Capture the drizzle

A new law may finally permit Californians to legally harvest rainwater

Capture rainwater, then use it to flush the toilet, water the garden or do the laundry. For drizzle.

Capture rainwater, then use it to flush the toilet, water the garden or do the laundry. For drizzle.


In “Dancin’ in the Rain,” author Shel Silverstein writes about frolicking in a downpour. Had Silverstein written the poem today, an era of increasing need for water conservation, perhaps he would have focused on harvesting the rain instead.

Problem is, capturing rainwater is a gray legal area. But a new bill making rounds in the Capitol would, if passed, allow landowners to harvest rainwater. Introduced last month by Assemblyman Jose Solorio, Assembly Bill 275, or the Rainwater Capture Act, would permit homeowners to install, maintain and operate rain-capture devices for nonpotable, or nondrinking, purposes.

“It does rain in California,” observed Solorio, jokingly. “We just don’t do a very good job of capturing that rain for later use.”

Instead of letting the flood of rainwater go down the drain, securing it in barrels for landscaping and gardening use, known as “rainwater harvesting,” is gaining popularity among the water-conservation movement.

“There are many benefits of rainwater capture,” explained Sierra Club’s Jim Metropulos. “It allows a homeowner to recycle on their own. It allows them to store free water from the sky for outdoor gardens and lawns.”

On March 1, a report by Department of Water Resources hydrologists confirmed that the water content in California mountains’ snowpack is well above average, and readings indicate water content is 124 percent of normal statewide. So conservationists are calling for Californians not to take this winter’s robust snowpack and plentiful rainfall for granted.

“Definitely in California, we should be very conscious of water use,” Metropulos said. “With population growth, urban development and climate issues, having your own way to store water limits the demand on potable water and reduces pollution from trash, chemicals and oil from running off into our oceans.”

Solorio, who is chairman of the Assembly Select Committee on Regional Approaches to Addressing the State’s Water Crisis, wants to put water in the hands of the people and clear up misconceptions about the legality of rainwater capture. “Researching the issue here in California, we found that the law is ambiguous about whether it’s even lawful to have a rain barrel,” he explained. “We thought, ‘Let’s make it clear that it is allowable.’”

The Assembly member also wants to encourage communities to build more sophisticated rainwater-capture systems that empower individual homeowners and small businesses.

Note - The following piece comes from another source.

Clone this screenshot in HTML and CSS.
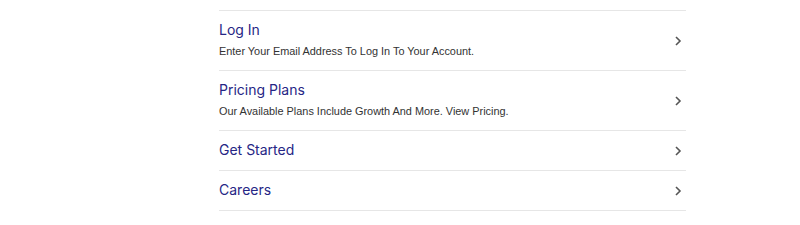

Although the Sierra Club, a nonprofit, public-interest organization that promotes environmental conservation by influencing public-policy decisions, hasn’t officially adopted a stance on A.B. 275, as its legislative committee will be meeting to discuss the bill at the end of the month, the organization supports rainwater harvesting.

“This practice allows a person greater control of their water,” Metropulos said. Rainwater harvesting can be as simple as installing a rain barrel, according to the Sierra Club, and it doesn’t have to be expensive.

Another component of the bill would also allow landscaping contractors, working within the confines of his or her license, to install rainwater-capture systems for landscape irrigation.

“It also becomes a job-innovation bill,” Solorio argued. “We talk about ‘green’ jobs, and this [bill] provides us an opportunity to talk about how there are also ‘blue’ jobs.”

According to Solorio, the bill will likely be presented to the Legislature for vote in April.